Code that builds pages:
-- BEGIN --

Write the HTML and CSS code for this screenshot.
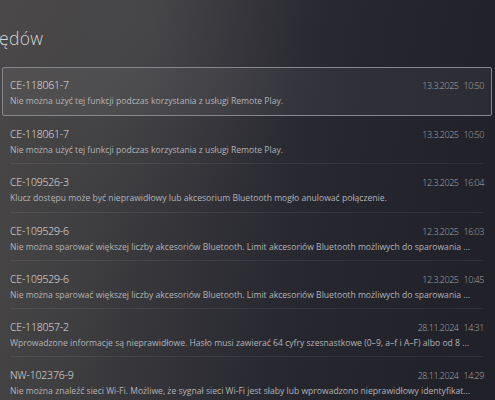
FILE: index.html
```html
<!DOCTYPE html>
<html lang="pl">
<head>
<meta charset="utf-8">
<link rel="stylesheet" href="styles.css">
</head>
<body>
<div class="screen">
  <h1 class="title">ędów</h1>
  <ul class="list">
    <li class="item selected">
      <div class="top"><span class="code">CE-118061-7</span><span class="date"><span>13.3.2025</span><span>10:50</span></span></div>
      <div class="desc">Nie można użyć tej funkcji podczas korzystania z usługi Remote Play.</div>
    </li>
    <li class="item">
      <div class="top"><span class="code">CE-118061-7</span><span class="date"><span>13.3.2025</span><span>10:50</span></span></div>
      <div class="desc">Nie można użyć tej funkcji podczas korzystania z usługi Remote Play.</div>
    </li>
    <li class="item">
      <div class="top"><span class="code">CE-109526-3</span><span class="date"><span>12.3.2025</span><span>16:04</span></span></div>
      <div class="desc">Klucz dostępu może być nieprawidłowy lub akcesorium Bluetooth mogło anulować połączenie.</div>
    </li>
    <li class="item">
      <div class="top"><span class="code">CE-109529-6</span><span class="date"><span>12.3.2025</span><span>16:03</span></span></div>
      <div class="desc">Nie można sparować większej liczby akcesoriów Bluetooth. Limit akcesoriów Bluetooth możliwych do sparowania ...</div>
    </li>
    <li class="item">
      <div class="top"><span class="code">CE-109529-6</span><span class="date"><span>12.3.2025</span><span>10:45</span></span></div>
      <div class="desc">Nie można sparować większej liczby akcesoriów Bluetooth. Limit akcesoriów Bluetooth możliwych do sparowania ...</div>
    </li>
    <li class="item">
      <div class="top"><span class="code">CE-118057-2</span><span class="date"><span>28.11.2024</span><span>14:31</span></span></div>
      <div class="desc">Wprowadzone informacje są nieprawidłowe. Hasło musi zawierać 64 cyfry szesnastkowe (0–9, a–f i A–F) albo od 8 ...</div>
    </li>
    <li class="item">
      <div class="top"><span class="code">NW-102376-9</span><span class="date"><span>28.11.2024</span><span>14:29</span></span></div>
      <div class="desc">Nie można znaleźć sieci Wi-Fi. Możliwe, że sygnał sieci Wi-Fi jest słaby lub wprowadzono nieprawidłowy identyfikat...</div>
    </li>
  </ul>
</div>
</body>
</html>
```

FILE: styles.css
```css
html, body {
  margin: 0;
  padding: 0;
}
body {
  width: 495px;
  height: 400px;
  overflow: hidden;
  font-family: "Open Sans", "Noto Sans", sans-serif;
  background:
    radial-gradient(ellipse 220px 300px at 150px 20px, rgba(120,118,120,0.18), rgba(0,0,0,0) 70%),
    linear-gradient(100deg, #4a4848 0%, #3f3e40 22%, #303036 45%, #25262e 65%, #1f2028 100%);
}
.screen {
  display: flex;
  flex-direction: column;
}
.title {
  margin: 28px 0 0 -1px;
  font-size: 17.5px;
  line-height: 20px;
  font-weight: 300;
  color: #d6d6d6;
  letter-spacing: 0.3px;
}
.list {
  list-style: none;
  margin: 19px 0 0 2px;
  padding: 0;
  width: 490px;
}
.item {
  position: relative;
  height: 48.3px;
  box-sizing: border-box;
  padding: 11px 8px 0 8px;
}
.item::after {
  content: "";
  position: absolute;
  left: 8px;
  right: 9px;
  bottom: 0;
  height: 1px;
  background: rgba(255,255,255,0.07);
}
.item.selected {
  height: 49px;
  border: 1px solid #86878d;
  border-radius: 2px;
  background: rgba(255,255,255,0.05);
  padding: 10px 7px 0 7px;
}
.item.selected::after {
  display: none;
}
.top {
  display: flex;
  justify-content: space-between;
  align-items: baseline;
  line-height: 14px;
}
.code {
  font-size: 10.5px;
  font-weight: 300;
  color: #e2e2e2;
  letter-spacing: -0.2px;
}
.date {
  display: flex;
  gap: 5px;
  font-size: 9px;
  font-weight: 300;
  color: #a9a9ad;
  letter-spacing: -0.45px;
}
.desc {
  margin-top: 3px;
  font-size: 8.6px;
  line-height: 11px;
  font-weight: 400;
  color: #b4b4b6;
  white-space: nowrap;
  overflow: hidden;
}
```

-- END --
-- BEGIN --

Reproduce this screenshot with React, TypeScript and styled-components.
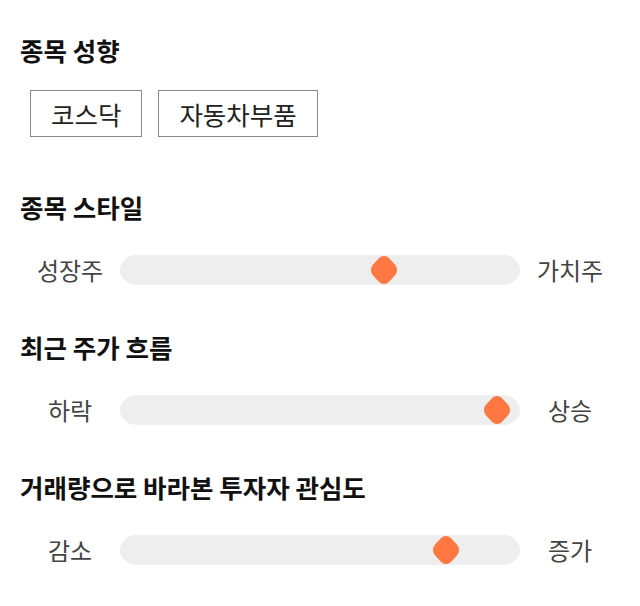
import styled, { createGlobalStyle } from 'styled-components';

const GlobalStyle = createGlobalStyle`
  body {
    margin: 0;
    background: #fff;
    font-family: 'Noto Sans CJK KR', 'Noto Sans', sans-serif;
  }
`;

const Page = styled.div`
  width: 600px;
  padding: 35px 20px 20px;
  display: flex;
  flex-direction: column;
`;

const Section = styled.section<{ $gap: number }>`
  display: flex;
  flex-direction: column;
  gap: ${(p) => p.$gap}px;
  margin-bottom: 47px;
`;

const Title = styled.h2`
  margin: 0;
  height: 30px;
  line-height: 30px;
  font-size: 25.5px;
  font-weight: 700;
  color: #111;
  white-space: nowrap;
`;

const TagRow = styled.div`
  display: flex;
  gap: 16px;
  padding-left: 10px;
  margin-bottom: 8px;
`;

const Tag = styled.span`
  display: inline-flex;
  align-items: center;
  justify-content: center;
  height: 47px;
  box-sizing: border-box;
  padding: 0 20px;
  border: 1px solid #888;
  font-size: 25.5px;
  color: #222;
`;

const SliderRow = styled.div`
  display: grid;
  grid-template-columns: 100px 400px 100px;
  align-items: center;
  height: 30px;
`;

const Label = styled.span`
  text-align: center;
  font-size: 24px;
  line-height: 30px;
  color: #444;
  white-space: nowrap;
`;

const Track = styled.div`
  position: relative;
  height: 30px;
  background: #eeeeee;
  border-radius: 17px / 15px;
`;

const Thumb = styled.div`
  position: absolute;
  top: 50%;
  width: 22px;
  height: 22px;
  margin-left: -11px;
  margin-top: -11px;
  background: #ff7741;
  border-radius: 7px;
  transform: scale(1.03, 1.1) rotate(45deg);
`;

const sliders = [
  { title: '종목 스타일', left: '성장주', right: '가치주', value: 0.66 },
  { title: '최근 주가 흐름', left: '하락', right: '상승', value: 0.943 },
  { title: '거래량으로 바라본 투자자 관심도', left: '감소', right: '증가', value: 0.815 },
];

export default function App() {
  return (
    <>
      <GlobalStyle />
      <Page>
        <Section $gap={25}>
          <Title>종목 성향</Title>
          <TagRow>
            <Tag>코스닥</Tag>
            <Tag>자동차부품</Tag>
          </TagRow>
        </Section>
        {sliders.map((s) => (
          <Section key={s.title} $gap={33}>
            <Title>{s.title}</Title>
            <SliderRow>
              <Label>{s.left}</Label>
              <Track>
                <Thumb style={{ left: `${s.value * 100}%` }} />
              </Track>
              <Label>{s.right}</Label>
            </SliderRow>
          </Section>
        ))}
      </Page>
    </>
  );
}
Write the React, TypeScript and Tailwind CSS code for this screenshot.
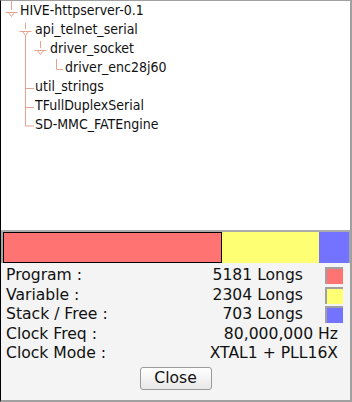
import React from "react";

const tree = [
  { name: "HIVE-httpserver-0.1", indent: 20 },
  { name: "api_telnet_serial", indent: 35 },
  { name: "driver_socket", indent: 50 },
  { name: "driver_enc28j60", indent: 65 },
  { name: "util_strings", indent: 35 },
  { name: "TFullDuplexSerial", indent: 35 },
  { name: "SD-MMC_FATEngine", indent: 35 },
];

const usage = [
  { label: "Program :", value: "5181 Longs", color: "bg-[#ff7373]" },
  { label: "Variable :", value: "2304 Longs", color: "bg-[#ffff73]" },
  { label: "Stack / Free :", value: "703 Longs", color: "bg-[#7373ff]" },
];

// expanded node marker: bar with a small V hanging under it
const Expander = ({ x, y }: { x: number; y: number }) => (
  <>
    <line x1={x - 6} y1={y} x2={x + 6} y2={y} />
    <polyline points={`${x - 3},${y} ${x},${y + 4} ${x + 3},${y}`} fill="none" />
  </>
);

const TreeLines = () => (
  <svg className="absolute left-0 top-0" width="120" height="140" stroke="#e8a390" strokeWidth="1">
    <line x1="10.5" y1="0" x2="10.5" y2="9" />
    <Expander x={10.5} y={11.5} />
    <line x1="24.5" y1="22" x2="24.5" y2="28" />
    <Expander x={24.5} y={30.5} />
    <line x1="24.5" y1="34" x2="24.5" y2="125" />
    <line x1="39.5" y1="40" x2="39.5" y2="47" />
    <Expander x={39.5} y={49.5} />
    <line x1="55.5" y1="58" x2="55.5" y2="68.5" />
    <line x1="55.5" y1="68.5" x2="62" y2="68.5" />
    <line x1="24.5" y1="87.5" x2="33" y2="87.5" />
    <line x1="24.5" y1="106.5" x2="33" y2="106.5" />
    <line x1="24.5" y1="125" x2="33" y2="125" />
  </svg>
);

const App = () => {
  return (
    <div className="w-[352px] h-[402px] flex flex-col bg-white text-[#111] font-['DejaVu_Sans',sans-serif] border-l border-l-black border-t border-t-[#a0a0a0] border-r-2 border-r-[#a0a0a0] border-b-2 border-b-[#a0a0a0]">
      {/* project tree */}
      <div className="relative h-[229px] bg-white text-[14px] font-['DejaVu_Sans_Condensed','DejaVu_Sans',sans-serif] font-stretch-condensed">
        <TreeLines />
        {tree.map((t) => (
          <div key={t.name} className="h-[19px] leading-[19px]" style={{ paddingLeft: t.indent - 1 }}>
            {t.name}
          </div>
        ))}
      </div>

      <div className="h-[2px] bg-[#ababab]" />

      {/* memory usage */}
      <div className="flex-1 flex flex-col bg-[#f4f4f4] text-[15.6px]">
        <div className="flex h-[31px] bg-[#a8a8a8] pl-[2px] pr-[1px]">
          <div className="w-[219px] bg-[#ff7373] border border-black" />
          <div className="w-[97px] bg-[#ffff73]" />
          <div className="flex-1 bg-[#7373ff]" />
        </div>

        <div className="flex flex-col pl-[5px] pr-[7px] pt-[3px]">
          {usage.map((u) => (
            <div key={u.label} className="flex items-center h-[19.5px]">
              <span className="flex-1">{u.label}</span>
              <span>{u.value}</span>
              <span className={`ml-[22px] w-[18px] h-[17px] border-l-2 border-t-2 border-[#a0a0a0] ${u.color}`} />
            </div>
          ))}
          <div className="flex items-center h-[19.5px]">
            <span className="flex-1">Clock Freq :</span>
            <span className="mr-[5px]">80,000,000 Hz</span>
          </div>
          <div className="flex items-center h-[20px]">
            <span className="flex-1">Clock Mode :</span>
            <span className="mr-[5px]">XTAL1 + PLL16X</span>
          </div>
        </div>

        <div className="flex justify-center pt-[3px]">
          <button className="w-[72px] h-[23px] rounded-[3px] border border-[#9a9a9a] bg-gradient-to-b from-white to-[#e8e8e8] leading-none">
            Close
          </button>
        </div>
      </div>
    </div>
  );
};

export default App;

-- END --
-- BEGIN --

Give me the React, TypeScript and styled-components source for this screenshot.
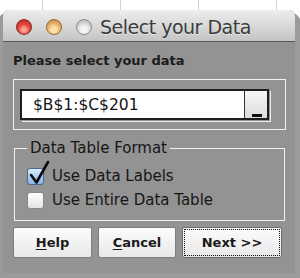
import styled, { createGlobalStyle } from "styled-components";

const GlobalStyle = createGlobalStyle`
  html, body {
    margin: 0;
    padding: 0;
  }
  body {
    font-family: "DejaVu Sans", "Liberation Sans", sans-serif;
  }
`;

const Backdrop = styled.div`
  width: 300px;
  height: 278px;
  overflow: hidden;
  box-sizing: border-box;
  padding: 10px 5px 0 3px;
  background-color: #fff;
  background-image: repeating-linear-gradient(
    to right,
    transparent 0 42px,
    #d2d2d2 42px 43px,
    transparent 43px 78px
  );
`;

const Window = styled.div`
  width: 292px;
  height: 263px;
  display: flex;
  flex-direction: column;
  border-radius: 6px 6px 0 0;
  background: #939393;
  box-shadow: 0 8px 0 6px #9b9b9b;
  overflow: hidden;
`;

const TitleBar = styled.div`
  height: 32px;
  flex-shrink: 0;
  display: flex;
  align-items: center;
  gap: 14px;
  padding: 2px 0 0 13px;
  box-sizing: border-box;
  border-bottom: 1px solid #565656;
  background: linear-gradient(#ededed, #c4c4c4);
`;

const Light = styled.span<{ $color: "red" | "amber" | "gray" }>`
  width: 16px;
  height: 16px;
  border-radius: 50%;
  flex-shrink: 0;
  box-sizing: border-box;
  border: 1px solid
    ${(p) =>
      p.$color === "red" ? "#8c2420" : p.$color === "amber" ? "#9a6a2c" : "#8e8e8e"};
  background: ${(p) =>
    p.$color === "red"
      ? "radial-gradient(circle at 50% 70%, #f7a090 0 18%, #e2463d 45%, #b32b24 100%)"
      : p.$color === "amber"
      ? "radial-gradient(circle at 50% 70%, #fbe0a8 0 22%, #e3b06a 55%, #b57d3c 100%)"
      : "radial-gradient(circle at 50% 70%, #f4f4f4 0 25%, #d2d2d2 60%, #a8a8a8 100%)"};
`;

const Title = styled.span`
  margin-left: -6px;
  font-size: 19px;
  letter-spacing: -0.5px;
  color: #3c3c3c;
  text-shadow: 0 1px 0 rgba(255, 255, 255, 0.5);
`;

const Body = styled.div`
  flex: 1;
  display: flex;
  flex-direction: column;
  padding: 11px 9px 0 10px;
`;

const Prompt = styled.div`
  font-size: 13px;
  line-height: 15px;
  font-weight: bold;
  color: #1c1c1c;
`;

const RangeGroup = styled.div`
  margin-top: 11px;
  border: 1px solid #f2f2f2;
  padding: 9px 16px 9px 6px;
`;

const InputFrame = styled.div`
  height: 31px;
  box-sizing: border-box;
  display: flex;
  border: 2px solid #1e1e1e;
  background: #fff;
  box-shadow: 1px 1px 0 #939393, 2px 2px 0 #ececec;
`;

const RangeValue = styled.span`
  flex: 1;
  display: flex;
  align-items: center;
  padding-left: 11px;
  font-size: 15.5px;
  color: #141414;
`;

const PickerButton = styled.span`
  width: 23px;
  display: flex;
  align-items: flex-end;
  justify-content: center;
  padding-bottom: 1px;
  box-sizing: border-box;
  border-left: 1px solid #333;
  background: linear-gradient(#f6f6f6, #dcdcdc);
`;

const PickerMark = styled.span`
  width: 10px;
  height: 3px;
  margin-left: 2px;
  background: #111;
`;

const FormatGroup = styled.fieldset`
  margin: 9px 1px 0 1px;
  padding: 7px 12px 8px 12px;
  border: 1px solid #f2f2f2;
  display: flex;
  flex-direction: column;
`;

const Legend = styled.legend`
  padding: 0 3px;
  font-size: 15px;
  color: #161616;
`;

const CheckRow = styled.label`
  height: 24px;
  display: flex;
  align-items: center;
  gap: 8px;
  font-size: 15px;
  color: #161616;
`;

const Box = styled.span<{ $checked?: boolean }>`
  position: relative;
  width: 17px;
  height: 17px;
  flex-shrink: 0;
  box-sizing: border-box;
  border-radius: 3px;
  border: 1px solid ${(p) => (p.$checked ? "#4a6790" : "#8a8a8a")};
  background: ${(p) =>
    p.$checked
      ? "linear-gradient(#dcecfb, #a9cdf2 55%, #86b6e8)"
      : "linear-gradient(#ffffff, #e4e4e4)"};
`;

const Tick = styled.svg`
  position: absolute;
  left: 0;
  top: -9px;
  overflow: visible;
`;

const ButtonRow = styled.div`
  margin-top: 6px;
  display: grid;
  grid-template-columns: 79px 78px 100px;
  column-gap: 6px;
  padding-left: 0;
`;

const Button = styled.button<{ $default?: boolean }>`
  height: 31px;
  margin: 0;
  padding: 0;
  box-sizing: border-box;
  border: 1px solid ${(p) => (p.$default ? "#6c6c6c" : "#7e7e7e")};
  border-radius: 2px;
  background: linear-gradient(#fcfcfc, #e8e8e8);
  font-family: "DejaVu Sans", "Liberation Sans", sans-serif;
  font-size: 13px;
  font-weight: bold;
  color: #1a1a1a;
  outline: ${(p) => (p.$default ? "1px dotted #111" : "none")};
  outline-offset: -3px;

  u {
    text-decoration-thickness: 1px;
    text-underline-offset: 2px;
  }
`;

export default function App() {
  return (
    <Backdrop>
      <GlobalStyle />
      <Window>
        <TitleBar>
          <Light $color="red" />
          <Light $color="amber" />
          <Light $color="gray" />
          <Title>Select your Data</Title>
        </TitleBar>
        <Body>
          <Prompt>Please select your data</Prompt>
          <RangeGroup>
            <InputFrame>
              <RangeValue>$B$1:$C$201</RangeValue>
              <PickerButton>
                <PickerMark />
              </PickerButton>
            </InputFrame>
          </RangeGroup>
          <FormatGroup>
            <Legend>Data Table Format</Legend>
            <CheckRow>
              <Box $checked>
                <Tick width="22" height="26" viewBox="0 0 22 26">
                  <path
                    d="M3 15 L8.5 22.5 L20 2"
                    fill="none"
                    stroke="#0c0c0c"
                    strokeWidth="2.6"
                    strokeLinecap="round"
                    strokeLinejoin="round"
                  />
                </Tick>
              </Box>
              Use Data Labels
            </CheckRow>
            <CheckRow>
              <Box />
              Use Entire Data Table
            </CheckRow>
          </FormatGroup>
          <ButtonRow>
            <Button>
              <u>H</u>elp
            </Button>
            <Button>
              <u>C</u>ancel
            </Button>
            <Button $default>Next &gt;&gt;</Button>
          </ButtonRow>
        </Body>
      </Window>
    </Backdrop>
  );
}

-- END --

REQUIRED WORK: Copy out every line holding the string "with".

OUTPUT FOR THIS EXERCISE:
Reproduce this screenshot with React, TypeScript and styled-components.
// expanded node marker: bar with a small V hanging under it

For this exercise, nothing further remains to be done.